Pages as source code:
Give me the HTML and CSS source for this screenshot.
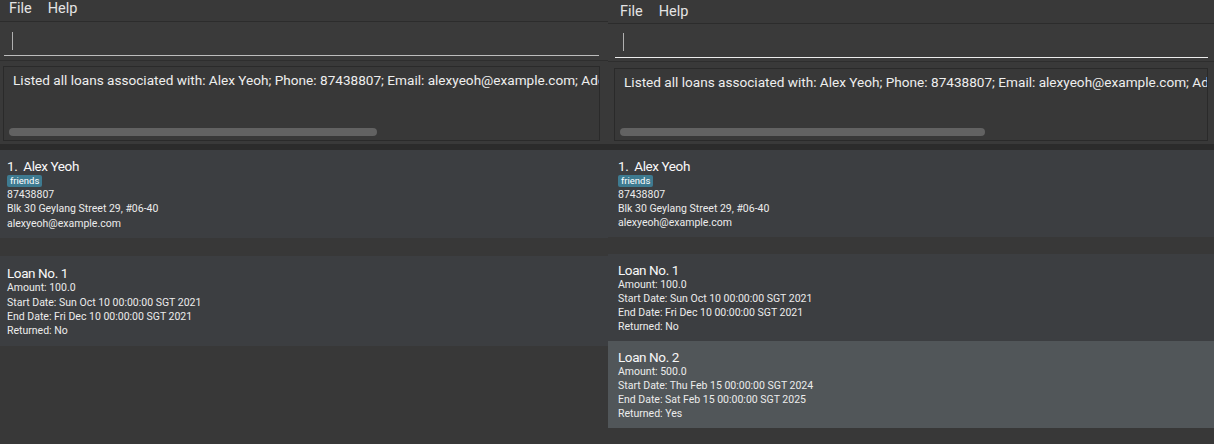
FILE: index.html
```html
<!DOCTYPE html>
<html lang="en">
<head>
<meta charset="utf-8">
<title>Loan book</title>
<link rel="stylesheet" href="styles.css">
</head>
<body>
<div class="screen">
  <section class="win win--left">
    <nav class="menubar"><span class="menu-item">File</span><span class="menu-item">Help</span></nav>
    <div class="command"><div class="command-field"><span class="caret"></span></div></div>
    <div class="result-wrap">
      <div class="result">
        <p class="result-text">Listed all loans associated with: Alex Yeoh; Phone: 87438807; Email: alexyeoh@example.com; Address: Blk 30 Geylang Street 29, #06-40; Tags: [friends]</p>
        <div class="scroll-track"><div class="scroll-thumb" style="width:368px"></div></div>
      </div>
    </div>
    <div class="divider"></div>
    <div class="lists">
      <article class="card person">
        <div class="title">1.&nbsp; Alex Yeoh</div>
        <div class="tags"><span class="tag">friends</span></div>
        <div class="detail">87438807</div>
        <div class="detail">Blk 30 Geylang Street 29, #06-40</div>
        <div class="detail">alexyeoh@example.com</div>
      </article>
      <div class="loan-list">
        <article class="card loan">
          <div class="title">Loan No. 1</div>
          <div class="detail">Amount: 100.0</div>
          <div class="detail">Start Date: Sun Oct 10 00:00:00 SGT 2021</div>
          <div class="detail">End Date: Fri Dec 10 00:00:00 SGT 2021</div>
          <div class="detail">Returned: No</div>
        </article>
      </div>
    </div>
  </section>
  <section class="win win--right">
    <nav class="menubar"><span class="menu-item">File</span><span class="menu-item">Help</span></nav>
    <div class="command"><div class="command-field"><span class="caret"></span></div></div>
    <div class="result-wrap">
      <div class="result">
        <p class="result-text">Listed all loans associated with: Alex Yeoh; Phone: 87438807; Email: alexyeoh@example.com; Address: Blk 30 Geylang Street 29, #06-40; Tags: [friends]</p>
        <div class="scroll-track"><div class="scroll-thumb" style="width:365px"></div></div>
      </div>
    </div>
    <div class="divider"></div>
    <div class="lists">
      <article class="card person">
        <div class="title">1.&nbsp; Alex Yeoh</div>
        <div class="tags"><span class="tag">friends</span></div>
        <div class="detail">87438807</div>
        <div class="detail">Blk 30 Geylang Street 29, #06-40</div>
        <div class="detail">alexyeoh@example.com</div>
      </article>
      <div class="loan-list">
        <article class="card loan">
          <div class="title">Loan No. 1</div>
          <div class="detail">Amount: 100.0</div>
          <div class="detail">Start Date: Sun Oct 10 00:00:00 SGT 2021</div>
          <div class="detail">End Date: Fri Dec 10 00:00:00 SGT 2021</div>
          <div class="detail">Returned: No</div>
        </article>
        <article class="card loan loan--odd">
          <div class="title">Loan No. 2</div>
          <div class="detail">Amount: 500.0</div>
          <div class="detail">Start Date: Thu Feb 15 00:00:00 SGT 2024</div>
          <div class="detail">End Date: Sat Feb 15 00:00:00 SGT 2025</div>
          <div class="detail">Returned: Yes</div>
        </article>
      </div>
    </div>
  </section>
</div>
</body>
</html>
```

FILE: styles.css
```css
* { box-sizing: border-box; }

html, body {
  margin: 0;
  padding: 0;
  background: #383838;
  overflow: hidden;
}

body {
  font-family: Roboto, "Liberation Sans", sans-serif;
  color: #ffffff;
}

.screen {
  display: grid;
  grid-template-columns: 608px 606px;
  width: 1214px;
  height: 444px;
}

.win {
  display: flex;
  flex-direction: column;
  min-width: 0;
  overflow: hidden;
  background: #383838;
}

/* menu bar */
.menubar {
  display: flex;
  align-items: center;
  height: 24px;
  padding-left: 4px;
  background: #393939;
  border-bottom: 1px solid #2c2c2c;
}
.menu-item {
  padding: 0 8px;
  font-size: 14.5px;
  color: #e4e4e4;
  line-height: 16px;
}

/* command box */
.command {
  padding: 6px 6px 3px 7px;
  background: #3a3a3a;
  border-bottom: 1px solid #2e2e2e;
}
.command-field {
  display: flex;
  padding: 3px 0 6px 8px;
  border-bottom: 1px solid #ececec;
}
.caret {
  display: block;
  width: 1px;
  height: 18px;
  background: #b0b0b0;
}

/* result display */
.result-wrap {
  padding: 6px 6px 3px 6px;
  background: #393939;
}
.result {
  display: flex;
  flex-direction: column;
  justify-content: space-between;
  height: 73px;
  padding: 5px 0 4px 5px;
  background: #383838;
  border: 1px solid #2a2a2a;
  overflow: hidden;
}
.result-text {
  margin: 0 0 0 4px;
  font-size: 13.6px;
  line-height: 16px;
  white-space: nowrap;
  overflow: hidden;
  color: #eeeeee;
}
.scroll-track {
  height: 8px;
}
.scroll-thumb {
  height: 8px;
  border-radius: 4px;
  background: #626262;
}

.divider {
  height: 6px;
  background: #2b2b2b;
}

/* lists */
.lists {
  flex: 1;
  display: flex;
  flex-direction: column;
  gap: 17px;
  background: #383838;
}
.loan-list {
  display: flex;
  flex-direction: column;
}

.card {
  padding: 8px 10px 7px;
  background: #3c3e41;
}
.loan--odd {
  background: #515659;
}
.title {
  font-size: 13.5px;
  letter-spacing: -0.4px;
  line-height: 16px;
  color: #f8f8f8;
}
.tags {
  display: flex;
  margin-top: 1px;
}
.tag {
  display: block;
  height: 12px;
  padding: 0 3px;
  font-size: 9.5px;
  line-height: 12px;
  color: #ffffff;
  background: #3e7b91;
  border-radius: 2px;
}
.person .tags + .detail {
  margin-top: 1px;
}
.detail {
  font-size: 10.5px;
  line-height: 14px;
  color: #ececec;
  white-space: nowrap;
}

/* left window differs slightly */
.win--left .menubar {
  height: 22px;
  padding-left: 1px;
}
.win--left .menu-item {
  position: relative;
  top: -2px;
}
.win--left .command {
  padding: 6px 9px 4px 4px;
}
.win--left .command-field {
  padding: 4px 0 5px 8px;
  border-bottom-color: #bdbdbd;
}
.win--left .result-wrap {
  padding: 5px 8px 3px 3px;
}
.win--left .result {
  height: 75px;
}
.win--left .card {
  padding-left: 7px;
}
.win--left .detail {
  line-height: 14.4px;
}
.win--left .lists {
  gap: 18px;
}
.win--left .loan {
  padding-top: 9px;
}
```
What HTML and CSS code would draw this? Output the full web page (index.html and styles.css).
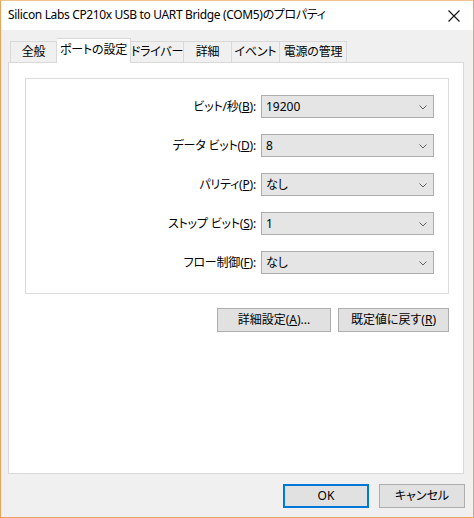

● **What the exercise asks**: In your copy, repeat each record exactly and include no pictures.

● **Result for this exercise**:
Give me the HTML and CSS source for this screenshot.
FILE: index.html
```html
<!DOCTYPE html>
<html lang="en">
<head>
<meta charset="utf-8">
<title>Loan book</title>
<link rel="stylesheet" href="styles.css">
</head>
<body>
<div class="screen">
  <section class="win win--left">
    <nav class="menubar"><span class="menu-item">File</span><span class="menu-item">Help</span></nav>
    <div class="command"><div class="command-field"><span class="caret"></span></div></div>
    <div class="result-wrap">
      <div class="result">
        <p class="result-text">Listed all loans associated with: Alex Yeoh; Phone: 87438807; Email: alexyeoh@example.com; Address: Blk 30 Geylang Street 29, #06-40; Tags: [friends]</p>
        <div class="scroll-track"><div class="scroll-thumb" style="width:368px"></div></div>
      </div>
    </div>
    <div class="divider"></div>
    <div class="lists">
      <article class="card person">
        <div class="title">1.&nbsp; Alex Yeoh</div>
        <div class="tags"><span class="tag">friends</span></div>
        <div class="detail">87438807</div>
        <div class="detail">Blk 30 Geylang Street 29, #06-40</div>
        <div class="detail">alexyeoh@example.com</div>
      </article>
      <div class="loan-list">
        <article class="card loan">
          <div class="title">Loan No. 1</div>
          <div class="detail">Amount: 100.0</div>
          <div class="detail">Start Date: Sun Oct 10 00:00:00 SGT 2021</div>
          <div class="detail">End Date: Fri Dec 10 00:00:00 SGT 2021</div>
          <div class="detail">Returned: No</div>
        </article>
      </div>
    </div>
  </section>
  <section class="win win--right">
    <nav class="menubar"><span class="menu-item">File</span><span class="menu-item">Help</span></nav>
    <div class="command"><div class="command-field"><span class="caret"></span></div></div>
    <div class="result-wrap">
      <div class="result">
        <p class="result-text">Listed all loans associated with: Alex Yeoh; Phone: 87438807; Email: alexyeoh@example.com; Address: Blk 30 Geylang Street 29, #06-40; Tags: [friends]</p>
        <div class="scroll-track"><div class="scroll-thumb" style="width:365px"></div></div>
      </div>
    </div>
    <div class="divider"></div>
    <div class="lists">
      <article class="card person">
        <div class="title">1.&nbsp; Alex Yeoh</div>
        <div class="tags"><span class="tag">friends</span></div>
        <div class="detail">87438807</div>
        <div class="detail">Blk 30 Geylang Street 29, #06-40</div>
        <div class="detail">alexyeoh@example.com</div>
      </article>
      <div class="loan-list">
        <article class="card loan">
          <div class="title">Loan No. 1</div>
          <div class="detail">Amount: 100.0</div>
          <div class="detail">Start Date: Sun Oct 10 00:00:00 SGT 2021</div>
          <div class="detail">End Date: Fri Dec 10 00:00:00 SGT 2021</div>
          <div class="detail">Returned: No</div>
        </article>
        <article class="card loan loan--odd">
          <div class="title">Loan No. 2</div>
          <div class="detail">Amount: 500.0</div>
          <div class="detail">Start Date: Thu Feb 15 00:00:00 SGT 2024</div>
          <div class="detail">End Date: Sat Feb 15 00:00:00 SGT 2025</div>
          <div class="detail">Returned: Yes</div>
        </article>
      </div>
    </div>
  </section>
</div>
</body>
</html>
```

FILE: styles.css
```css
* { box-sizing: border-box; }

html, body {
  margin: 0;
  padding: 0;
  background: #383838;
  overflow: hidden;
}

body {
  font-family: Roboto, "Liberation Sans", sans-serif;
  color: #ffffff;
}

.screen {
  display: grid;
  grid-template-columns: 608px 606px;
  width: 1214px;
  height: 444px;
}

.win {
  display: flex;
  flex-direction: column;
  min-width: 0;
  overflow: hidden;
  background: #383838;
}

/* menu bar */
.menubar {
  display: flex;
  align-items: center;
  height: 24px;
  padding-left: 4px;
  background: #393939;
  border-bottom: 1px solid #2c2c2c;
}
.menu-item {
  padding: 0 8px;
  font-size: 14.5px;
  color: #e4e4e4;
  line-height: 16px;
}

/* command box */
.command {
  padding: 6px 6px 3px 7px;
  background: #3a3a3a;
  border-bottom: 1px solid #2e2e2e;
}
.command-field {
  display: flex;
  padding: 3px 0 6px 8px;
  border-bottom: 1px solid #ececec;
}
.caret {
  display: block;
  width: 1px;
  height: 18px;
  background: #b0b0b0;
}

/* result display */
.result-wrap {
  padding: 6px 6px 3px 6px;
  background: #393939;
}
.result {
  display: flex;
  flex-direction: column;
  justify-content: space-between;
  height: 73px;
  padding: 5px 0 4px 5px;
  background: #383838;
  border: 1px solid #2a2a2a;
  overflow: hidden;
}
.result-text {
  margin: 0 0 0 4px;
  font-size: 13.6px;
  line-height: 16px;
  white-space: nowrap;
  overflow: hidden;
  color: #eeeeee;
}
.scroll-track {
  height: 8px;
}
.scroll-thumb {
  height: 8px;
  border-radius: 4px;
  background: #626262;
}

.divider {
  height: 6px;
  background: #2b2b2b;
}

/* lists */
.lists {
  flex: 1;
  display: flex;
  flex-direction: column;
  gap: 17px;
  background: #383838;
}
.loan-list {
  display: flex;
  flex-direction: column;
}

.card {
  padding: 8px 10px 7px;
  background: #3c3e41;
}
.loan--odd {
  background: #515659;
}
.title {
  font-size: 13.5px;
  letter-spacing: -0.4px;
  line-height: 16px;
  color: #f8f8f8;
}
.tags {
  display: flex;
  margin-top: 1px;
}
.tag {
  display: block;
  height: 12px;
  padding: 0 3px;
  font-size: 9.5px;
  line-height: 12px;
  color: #ffffff;
  background: #3e7b91;
  border-radius: 2px;
}
.person .tags + .detail {
  margin-top: 1px;
}
.detail {
  font-size: 10.5px;
  line-height: 14px;
  color: #ececec;
  white-space: nowrap;
}

/* left window differs slightly */
.win--left .menubar {
  height: 22px;
  padding-left: 1px;
}
.win--left .menu-item {
  position: relative;
  top: -2px;
}
.win--left .command {
  padding: 6px 9px 4px 4px;
}
.win--left .command-field {
  padding: 4px 0 5px 8px;
  border-bottom-color: #bdbdbd;
}
.win--left .result-wrap {
  padding: 5px 8px 3px 3px;
}
.win--left .result {
  height: 75px;
}
.win--left .card {
  padding-left: 7px;
}
.win--left .detail {
  line-height: 14.4px;
}
.win--left .lists {
  gap: 18px;
}
.win--left .loan {
  padding-top: 9px;
}
```
What HTML and CSS code would draw this? Output the full web page (index.html and styles.css).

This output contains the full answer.